Re: [RFC][PATCH] hwmon: (ina2xx) Improve current and power reading precision
From: Brüns, Stefan
Date: Wed Nov 21 2018 - 11:22:55 EST
On Mittwoch, 21. November 2018 02:26:29 CET Nicolin Chen wrote:
> === Background ===
[...]
>
> === Problem ===
> Both methods simplify software routine by fixing one factor, which
> sacrifices the precision of the hardware measurement results.
>
> Using ina226 for example, with method A, the current scale was 1mA
> and the power scale was 25mA.
>
> With method B, calibration value is fixed at 2048 so the precision
> is decided by shunt resistor value. It sounds reasonable since the
> hardware engineers can use a larger shunt resistor when they need
> higher resolution. However, they often concern power burning across
> the resistor as well, so the resistor usually won't be so large: a
> typical value 1000 micro-ohms, which results in a current scale at
> 2.5 mA and a power sacle at 62.5 mW.
Power loss surely is a concern, but figures should be kept reasonable.

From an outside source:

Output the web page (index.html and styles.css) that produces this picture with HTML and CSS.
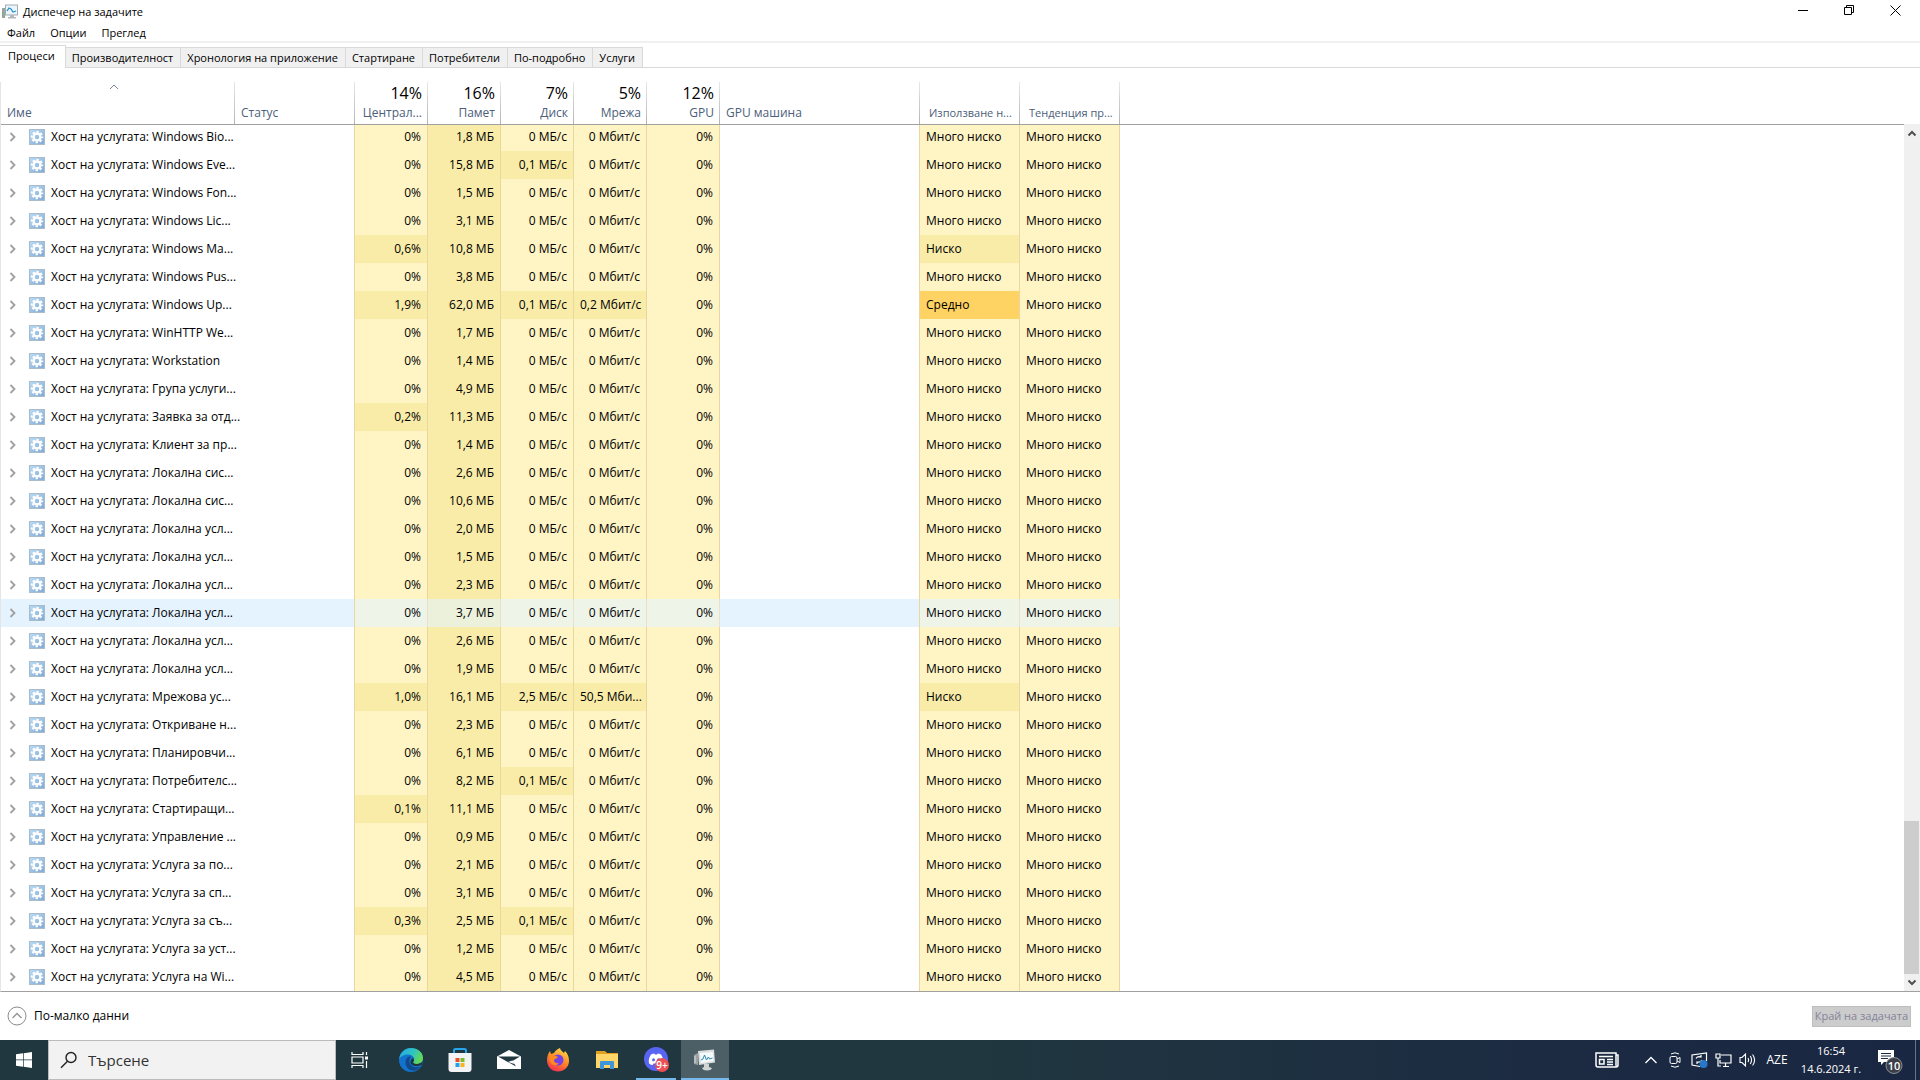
FILE: index.html
```html
<!DOCTYPE html>
<html lang="bg">
<head>
<meta charset="utf-8">
<title>Диспечер на задачите</title>
<link rel="stylesheet" href="styles.css">
</head>
<body>
<svg class="defs" aria-hidden="true">
  <defs>
    <linearGradient id="gearbg" x1="0" y1="0" x2="1" y2="1"><stop offset="0" stop-color="#b9dbf4"/><stop offset="1" stop-color="#7fa9d4"/></linearGradient>
    <symbol id="gear" viewBox="0 0 16 16">
      <rect x=".5" y=".5" width="15" height="15" fill="url(#gearbg)" stroke="#a9bccb"/>
      <circle cx="8" cy="8" r="3.500" fill="none" stroke="#fff" stroke-width="2.400"/>
      <circle cx="8" cy="8" r="5.300" fill="none" stroke="#fff" stroke-width="1.800" stroke-dasharray="2.400 1.763" stroke-dashoffset="1.200"/>
    </symbol>
    <symbol id="chev" viewBox="0 0 8 10"><path d="M1.5 1l4 4-4 4" fill="none" stroke="#a0a0a0" stroke-width="1.8"/></symbol>
  </defs>
</svg>
<header class="titlebar">
  <svg class="appicon" viewBox="0 0 16 16"><rect x="0" y="4" width="3" height="10" fill="#9aa5a1"/><rect x="0" y="8" width="1" height="5" fill="#6fb37a"/><rect x="3.500" y="1" width="12" height="10" fill="#e9f6fd" stroke="#a4abaf"/><path d="M5 7l2-3 2 1 2 3 3-1" fill="none" stroke="#2c8fc7" stroke-width="1.300"/><path d="M8 11h4v2h2v1.500H6V13h2z" fill="#b3b8bb"/></svg>
  <h1>Диспечер на задачите</h1>
  <div class="winbtns">
    <button aria-label="Минимизиране"><svg width="11" height="11" viewBox="0 0 11 11"><path d="M0 5.500h10" stroke="#000"/></svg></button>
    <button aria-label="Възстановяване"><svg width="11" height="11" viewBox="0 0 11 11" fill="none" stroke="#000"><path d="M.5 2.500h7v7h-7zM2.500 2.500v-2h7v7h-2"/></svg></button>
    <button aria-label="Затваряне"><svg width="11" height="11" viewBox="0 0 11 11"><path d="M.5.5l10 10M10.500.5l-10 10" stroke="#000"/></svg></button>
  </div>
</header>
<nav class="menubar"><button>Файл</button><button>Опции</button><button>Преглед</button></nav>
<div class="tabs" role="tablist">
  <button role="tab" class="active" aria-selected="true">Процеси</button><button role="tab">Производителност</button><button role="tab">Хронология на приложение</button><button role="tab">Стартиране</button><button role="tab">Потребители</button><button role="tab">По-подробно</button><button role="tab">Услуги</button>
</div>
<main class="pane">
  <table class="procs">
    <colgroup><col class="c-name"><col class="c-status"><col class="c-num"><col class="c-num"><col class="c-num"><col class="c-num"><col class="c-num"><col class="c-engine"><col class="c-power"><col class="c-power"><col></colgroup>
    <thead>
      <tr>
        <th class="sorted"><svg class="sort" width="10" height="6" viewBox="0 0 10 6"><path d="M1 5l4-4 4 4" fill="none" stroke="#7a8796"/></svg><span>Име</span></th>
        <th><span>Статус</span></th>
        <th class="num"><b>14%</b><span>Централ...</span></th>
        <th class="num"><b>16%</b><span>Памет</span></th>
        <th class="num"><b>7%</b><span>Диск</span></th>
        <th class="num"><b>5%</b><span>Мрежа</span></th>
        <th class="num"><b>12%</b><span>GPU</span></th>
        <th><span>GPU машина</span></th>
        <th class="power"><span>Използване н...</span></th>
        <th class="power"><span>Тенденция пр...</span></th>
        <td></td>
      </tr>
    </thead>
    <tbody id="rows"></tbody>
  </table>
  <div class="scroll" aria-hidden="true">
    <svg width="16" height="17" viewBox="0 0 16 17"><path d="M4.500 11.500L8 8l3.500 3.500" fill="none" stroke="#505050" stroke-width="2"/></svg>
    <div class="track"><div class="thumb"></div></div>
    <svg width="16" height="17" viewBox="0 0 16 17"><path d="M4.500 6.500L8 10l3.500-3.500" fill="none" stroke="#505050" stroke-width="2"/></svg>
  </div>
</main>
<footer class="actions">
  <button class="fewer"><svg width="20" height="20" viewBox="0 0 20 20" fill="none"><circle cx="10" cy="10" r="9" stroke="#8a8a8a"/><path d="M5.500 12L10 7.500l4.500 4.500" stroke="#999" stroke-width="1.500"/></svg>По-малко данни</button>
  <button class="end" disabled>Край на задачата</button>
</footer>
<div class="taskbar">
  <button class="start" aria-label="Старт"><svg width="16" height="16" viewBox="0 0 16 16" fill="#fff"><path d="M0 2.300l7-1v6.300H0zM7.700 1.200L16 0v7.600H7.700zM0 8.300h7v6.400l-7-1zM7.700 8.300H16V16l-8.300-1.200z"/></svg></button>
  <label class="search"><svg width="18" height="18" viewBox="0 0 18 18" fill="none" stroke="#222" stroke-width="1.400"><circle cx="11" cy="6.500" r="5"/><path d="M7.500 10.200L1 16.800"/></svg><input type="text" placeholder="Търсене" aria-label="Търсене"></label>
  <div class="apps">
    <button class="taskview" aria-label="Изглед на задачите"><svg width="18" height="16" viewBox="0 0 18 16" fill="none" stroke="#fff" stroke-width="1.200"><path d="M1 0v2.500h11V0M1 16v-2.500h11V16M1 5h11v6H1zM15.500 0v3M15.500 9v7"/><path d="M14 4.500h3v3h-3z" fill="#fff" stroke="none"/></svg></button>
    <button aria-label="Edge"><svg width="24" height="24" viewBox="0 0 24 24"><defs><linearGradient id="e1" x1="0" y1="0" x2="1" y2=".4"><stop offset="0" stop-color="#23a5e8"/><stop offset=".6" stop-color="#2fc5c0"/><stop offset="1" stop-color="#61d85a"/></linearGradient></defs><circle cx="12" cy="12" r="12" fill="#1273cc"/><path d="M.2 11C1 4.500 6 0 12 0c7 0 12 4.500 12 10 0 4-3 6-6.500 6-3 0-4-1-3-2.500 2-3-.5-7-5-7C5 6.500 1.500 8.500.2 11z" fill="url(#e1)"/><path d="M9 9c-3.500 2.500-3.500 9 1 12.500 3 2 8 1.500 11.500-3-5 2-10 0-11-4-.5-2 0-4 1.500-5.500C11 8.300 10 8.400 9 9z" fill="#114a8b"/><path d="M14.500 13.500c-1 1.500 0 2.500 3 2.500 2.500 0 4.700-1 6.200-2.800l-.9 3.600c-2.800 1.400-6 1.700-8.600.7-2.200-.9-3-2.500-2.600-4.500.4-1.600 1.500-2.500 2.600-2.700.9.900 1 2.200.3 3.200z" fill="#20373f"/></svg></button>
    <button aria-label="Microsoft Store"><svg width="24" height="24" viewBox="0 0 24 24"><path d="M6 6V2.500Q6 1 7.500 1h9Q18 1 18 2.500V6" fill="none" stroke="#27a4ee" stroke-width="2"/><path d="M.5 5h23v16q0 3-3 3h-17q-3 0-3-3z" fill="#f1f3f5"/><path d="M7.500 10h4v4h-4z" fill="#e94f2c"/><path d="M12.500 10h4v4h-4z" fill="#80b928"/><path d="M7.500 15h4v4h-4z" fill="#22a1ea"/><path d="M12.500 15h4v4h-4z" fill="#f8b51c"/></svg></button>
    <button aria-label="Поща"><svg width="24" height="20" viewBox="0 0 24 20"><path d="M0 6.500L12 0l12 6.500V19H0z" fill="#fff"/><path d="M1 6.500h22l-7.500 4.500 3.500 5.500L1 6.500z" fill="#20373f"/><path d="M11 12l4.500-1.500 2 3.500z" fill="#fff"/></svg></button>
    <button aria-label="Firefox"><svg width="24" height="24" viewBox="0 0 24 24"><defs><linearGradient id="f1" x1=".8" y1="0" x2=".3" y2="1"><stop offset="0" stop-color="#ffe04a"/><stop offset=".5" stop-color="#ff8a24"/><stop offset="1" stop-color="#f52c55"/></linearGradient></defs><path d="M1 12C1 8 2.500 5 4 3l1 3 3-1c1-2 3-4 6-5 0 2 2 3 4 5l1-2c3 3 4 6 4 10 0 6-5 10.500-11 10.500S1 19 1 12z" fill="url(#f1)"/><circle cx="12" cy="12" r="5.500" fill="#7542e5"/><path d="M4 8c3-1.500 5-.5 8 1-1 2-4 1.500-4 3.500s3 3.500 5 2.500c-1.500 2.500-5 3-7.500.5S3 10 4 8z" fill="#ff8a1e"/></svg></button>
    <button aria-label="Файлов мениджър"><svg width="24" height="20" viewBox="0 0 24 20"><path d="M1 1h9l2 2h11v15H1z" fill="#e0a020"/><path d="M1 4h22v14H1z" fill="#ffd667"/><path d="M5 19v-7q0-1 1-1h12q1 0 1 1v7h-4v-4H9v4z" fill="#3d95db"/></svg></button>
    <button aria-label="Discord" class="grouped"><svg width="26" height="26" viewBox="0 0 26 26"><circle cx="13" cy="12" r="12" fill="#5865f2"/><path d="M8 7.500Q10 6.500 11.300 6.500l.5 1h2.400l.5-1q1.500 0 3.300 1Q21 12 20 16.500q-2 1.500-3.700 1.500l-.8-1.500h-5L9.700 18Q8 18 6 16.500 5 12 8 7.500z" fill="#fff"/><circle cx="10.500" cy="12.800" r="1.500" fill="#5865f2"/><circle cx="15.500" cy="12.800" r="1.500" fill="#5865f2"/><circle cx="19" cy="18" r="7" fill="#ec4f55"/><text x="19" y="21.500" text-anchor="middle" font-size="10" font-weight="600" fill="#fff">9+</text></svg></button>
    <button aria-label="Диспечер на задачите" class="current"><svg width="24" height="24" viewBox="0 0 24 24"><path d="M1 7l4-2v12l-4-1z" fill="#9aa3a2"/><path d="M2 8v7" stroke="#d5dcd9"/><path d="M5 3l16-1.500 1 13L6 17z" fill="#d9dddd"/><path d="M7 5l13-1 .5 9L8 15z" fill="#f4fafc"/><path d="M8 12l2-1 1.500-4 2 5 2-3 1 2 3-1" fill="none" stroke="#2a88b8"/><path d="M11 16h5v3l3 1q-1 2.500-5 2.500T9 20l2-1z" fill="#d0d4d4"/></svg></button>
  </div>
  <div class="tray">
    <button class="news" aria-label="Новини"><svg width="24" height="16" viewBox="0 0 24 16" fill="none" stroke="#fff" stroke-width="1.500"><path d="M21 3h2v10q0 2-2 2H3q-2 0-2-2V1h20v12q0 2 1 2M4 4.500h14M12 7.500h6M12 10h6M12 12.500h6M4.500 7.500h4.500v4.500H4.500z"/></svg></button>
    <button aria-label="Скрити икони"><svg width="12" height="8" viewBox="0 0 12 8"><path d="M.5 7L6 1.500 11.500 7" fill="none" stroke="#fff" stroke-width="1.300"/></svg></button>
    <button aria-label="Среща"><svg width="12" height="16" viewBox="0 0 12 16" fill="none" stroke="#fff"><path d="M2 2q4-2.500 8 0M2 14q4 2.500 8 0"/><rect x="1" y="4.500" width="7" height="7" rx="1.500"/><path d="M8 7l3-1.500v5L8 9"/></svg></button>
    <button aria-label="Актуализация"><svg width="17" height="16" viewBox="0 0 17 16" fill="none" stroke="#fff" stroke-width="1.200"><path d="M9 14.500L1 13V3l14.500-2v8M5 6.500q1.500-2.500 5-1.500V3M10 5H8M11 8q-1 3-5 2v2M5.500 10H8"/><circle cx="12.500" cy="12" r="4" fill="#2878c8" stroke="none"/></svg></button>
    <button aria-label="Мрежа"><svg width="17" height="16" viewBox="0 0 17 16" fill="none" stroke="#fff" stroke-width="1.200"><path d="M6 3h10v8H5V8M8 14.500h6M10.500 11v3M1 2h4v4H1zM3 6v8h3"/></svg></button>
    <button aria-label="Звук"><svg width="17" height="16" viewBox="0 0 17 16" fill="none" stroke="#fff" stroke-width="1.100"><path d="M1 5.500h2L6.500 2v12L3 10.500H1zM9 6q1.200 2 0 4M11.300 4q2.500 4 0 8M13.600 2.500q4 5.500 0 11"/></svg></button>
    <button class="lang">AZE</button>
    <button class="clock"><span>16:54</span><span>14.6.2024 г.</span></button>
    <button class="notes" aria-label="Известия"><svg width="26" height="24" viewBox="0 0 26 24"><path d="M0 0h16v12H6l-3 3v-3H0z" fill="#fff"/><path d="M3 3.500h10M3 6h10M3 8.500h7" stroke="#1b2942"/><circle cx="16" cy="15.500" r="8" fill="#3a3f48" stroke="#8b9098"/><text x="16" y="19.500" text-anchor="middle" font-size="11" font-weight="600" fill="#fff">10</text></svg></button>
    <button class="desktop" aria-label="Показване на работния плот"></button>
  </div>
</div>
<script src="app.js"></script>
</body>
</html>
```
FILE: styles.css
```css
* { box-sizing: border-box; }
body {
  margin: 0;
  min-height: 100vh;
  display: flex;
  flex-direction: column;
  background: #fff;
  color: #000;
  font: 12px/16px "Open Sans", "Noto Sans", sans-serif;
}
button { border: 0; margin: 0; padding: 0; background: none; color: inherit; font: inherit; }
svg { display: block; flex: none; }
.defs { position: absolute; width: 0; height: 0; }

.titlebar { display: flex; align-items: center; height: 24px; padding: 0 2px; gap: 5px; }
.titlebar h1 { margin: 0; font: inherit; font-size: 11px; flex: 1; }
.appicon { width: 16px; height: 16px; }
.winbtns { display: flex; align-self: flex-start; }
.winbtns button { width: 46px; height: 20px; display: grid; place-items: center; }

.menubar { display: flex; gap: 15px; height: 19px; padding-left: 7px; border-bottom: 2px solid #f0f0f0; font-size: 11px; }

.tabs { display: flex; align-items: flex-end; height: 25px; border-bottom: 1px solid #d9d9d9; font-size: 11px; }
.tabs button { height: 20px; padding: 0 7px 0 6px; background: #f0f0f0; border: 1px solid #d9d9d9; border-left: 0; border-bottom: 0; white-space: nowrap; }
.tabs .active { height: 23px; padding: 0 10px 2px 8px; background: #fff; margin-bottom: -1px; }

.pane { display: flex; margin-top: 14px; border-left: 1px solid #e5e5e5; border-bottom: 1px solid #a0a0a0; }
.procs { flex: 1; width: 0; table-layout: fixed; border-collapse: separate; border-spacing: 0; }
.c-name { width: 234px; }
.c-status { width: 120px; }
.c-num { width: 73px; }
.c-engine { width: 200px; }
.c-power { width: 100px; }
.procs th, .procs td { padding: 0 6px; text-align: left; font-weight: 400; white-space: nowrap; }
.procs thead th, .procs thead td { height: 43px; padding-bottom: 3px; vertical-align: bottom; border-bottom: 1px solid #a0a0a0; color: #4c607a; }
.procs thead th { background: linear-gradient(#e8e8e8, #b4b4b4) right top / 1px 100% no-repeat; }
.procs thead .sorted { padding-right: 14px; }
.procs thead span, .procs thead b { display: block; }
.procs thead b { margin-bottom: 2px; font-size: 16px; line-height: 20px; font-weight: 400; color: #000; }
.procs thead .power { padding-left: 9px; padding-right: 0; font-size: 11px; }
.procs .num { text-align: right; }
.sort { margin: 0 auto 15px; }
.procs tbody td { height: 28px; }
.procs tbody tr:first-child td { height: 26px; padding-bottom: 2px; }
.name { display: flex; align-items: center; }
.name .chev { width: 8px; height: 10px; margin: 0 12px 0 2px; }
.name .gear { width: 16px; height: 16px; margin-right: 6px; }
.procs tbody .heat { background: #fff4c4; border-right: 1px solid #ead7a0; }
.procs tbody .mid { background: #f9eca8; }
.procs tbody .hot { background: #ffd264; }
.procs tbody .edge { border-right: 1px solid #ead7a0; }
.procs .hover td { background: #e5f3ff; }
.procs .hover .rest { background: none; }
.procs tbody .hover .heat { background: #eff4e9; border-right-color: #e8e2cd; }
.procs tbody .hover .mid { background: #ecf1dc; }

.scroll { width: 16px; margin-top: 42px; background: #f0f0f0; display: flex; flex-direction: column; }
.track { flex: 1; display: flex; flex-direction: column; justify-content: flex-end; }
.thumb { height: 18.4%; margin-right: 1px; background: #cdcdcd; }

.actions { flex: 1; display: flex; align-items: center; justify-content: space-between; padding: 0 9px 0 7px; }
.fewer { display: flex; align-items: center; gap: 7px; }
.end { height: 21px; padding: 0 2px; border: 1px solid #bfbfbf; background: #ccc; color: #838399; font-size: 11px; }

.taskbar { display: flex; height: 40px; color: #fff; background: linear-gradient(90deg, #20373f 0%, #20373f 50%, #1b2942 85%, #1a2742 100%); }
.taskbar button { display: grid; place-items: center; }
.start { width: 48px; }
.search { display: flex; align-items: center; gap: 10px; width: 288px; padding-left: 11px; background: #f2f2f2; border: 1px solid #bbb; }
.search input { flex: 1; min-width: 0; border: 0; padding: 0; background: none; outline: 0; font: 15px/20px "Open Sans", sans-serif; color: #333; }
.search input::placeholder { color: #333; opacity: 1; }
.apps { display: flex; gap: 1px; }
.apps button { width: 48px; }
.apps .taskview { width: 50px; padding-right: 2px; }
.apps .grouped { background: linear-gradient(#76b9ed, #76b9ed) center bottom / 40px 2px no-repeat; }
.apps .current { background: linear-gradient(#76b9ed, #76b9ed) center bottom / 100% 2px no-repeat #4d5f66; }
.tray { display: flex; margin-left: auto; }
.tray button { width: 24px; }
.tray .news { width: 48px; margin-right: 8px; }
.tray .lang { width: 36px; }
.tray .clock { width: 72px; align-content: center; white-space: nowrap; font-size: 11px; line-height: 18px; }
.tray .notes { width: 48px; padding-top: 4px; }
.tray .desktop { width: 5px; border-left: 1px solid #6b7486; }
```
FILE: app.js
```js
const rows = [
  ["Windows Bio...", "0%", "1,8", "0", "0"],
  ["Windows Eve...", "0%", "15,8", "0,1", "0"],
  ["Windows Fon...", "0%", "1,5", "0", "0"],
  ["Windows Lic...", "0%", "3,1", "0", "0"],
  ["Windows Ma...", "0,6%", "10,8", "0", "0", "Ниско"],
  ["Windows Pus...", "0%", "3,8", "0", "0"],
  ["Windows Up...", "1,9%", "62,0", "0,1", "0,2", "Средно"],
  ["WinHTTP We...", "0%", "1,7", "0", "0"],
  ["Workstation", "0%", "1,4", "0", "0"],
  ["Група услуги...", "0%", "4,9", "0", "0"],
  ["Заявка за отд...", "0,2%", "11,3", "0", "0"],
  ["Клиент за пр...", "0%", "1,4", "0", "0"],
  ["Локална сис...", "0%", "2,6", "0", "0"],
  ["Локална сис...", "0%", "10,6", "0", "0"],
  ["Локална усл...", "0%", "2,0", "0", "0"],
  ["Локална усл...", "0%", "1,5", "0", "0"],
  ["Локална усл...", "0%", "2,3", "0", "0"],
  ["Локална усл...", "0%", "3,7", "0", "0"],
  ["Локална усл...", "0%", "2,6", "0", "0"],
  ["Локална усл...", "0%", "1,9", "0", "0"],
  ["Мрежова ус...", "1,0%", "16,1", "2,5", "50,5 Мби...", "Ниско"],
  ["Откриване н...", "0%", "2,3", "0", "0"],
  ["Планировчи...", "0%", "6,1", "0", "0"],
  ["Потребителс...", "0%", "8,2", "0,1", "0"],
  ["Стартиращи...", "0,1%", "11,1", "0", "0"],
  ["Управление ...", "0%", "0,9", "0", "0"],
  ["Услуга за по...", "0%", "2,1", "0", "0"],
  ["Услуга за сп...", "0%", "3,1", "0", "0"],
  ["Услуга за съ...", "0,3%", "2,5", "0,1", "0"],
  ["Услуга за уст...", "0%", "1,2", "0", "0"],
  ["Услуга на Wi...", "0%", "4,5", "0", "0"],
];
const hovered = 17;
const num = (text, mid) => `<td class="num heat${mid ? " mid" : ""}">${text}</td>`;
const powerClass = { "Ниско": " mid", "Средно": " hot" };

document.getElementById("rows").innerHTML = rows.map(([name, cpu, mem, disk, net, power = "Много ниско"], i) => `
  <tr${i === hovered ? ' class="hover"' : ""}>
    <td><div class="name"><svg class="chev"><use href="#chev"/></svg><svg class="gear"><use href="#gear"/></svg>Хост на услугата: ${name}</div></td>
    <td class="edge"></td>
    ${num(cpu, cpu !== "0%")}
    ${num(mem + " МБ", true)}
    ${num(disk + " МБ/с", disk !== "0")}
    ${num(net.includes("М") ? net : net + " Мбит/с", net !== "0")}
    ${num("0%", false)}
    <td class="edge"></td>
    <td class="heat${powerClass[power] || ""}">${power}</td>
    <td class="heat">Много ниско</td>
    <td class="rest"></td>
  </tr>`).join("");
```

1. You mention 1.8V bus voltage, and currents in the 30mA range. Using the
1mOhm current shunt:
U_S = R_S * I_S 1e-3 Ohm * 30e-3 A = 30e-6 V (30uV)
P_S = U_S * I_S = 30e-6V * 30e-3 A = 900e-9W = 0.9 uW
INA219 Power Supply (Datasheet)
Min operating Voltage: 3V
Quiescent Current: 0.7mA
-> Min power: 2.1mW
So the INA219 alone uses 2.1mW, 1000 times more than the shunt.
Another concern may be voltage drop over the shunt, but for this case you have
a nominal voltage of 1.8V, so 30uV are 0.001%.
> When measuring a 1.8v voltage running a small current (e.g. 33 mA),
> the power value (that's supposed to be 59.4 mW) becomes inaccurate
> due to the larger scale (25mA for method A; 62.5 mA for method B).
Another look into the datasheet reveals, even at full gain (PGA=1), the LSB is
40mV / 2^12 = 40mV / 4096 ~ 10uV. So when the current ADC reads out as 3*LSB,
this anything between 25mA and 35mA. This is the best case figure.
On top of quantisation error, you have the ADC offset voltage (V_OS), which is
given as (for PGA=1, best case): (+-) 10uV typical, (+-) 100uV max.
So, if you want to have meaningful readouts adjust your shunt to a reasonable
value. Even 100 times the current value will have no measurable effect on you
system (power loss: 90uW, voltage drop: 3mV).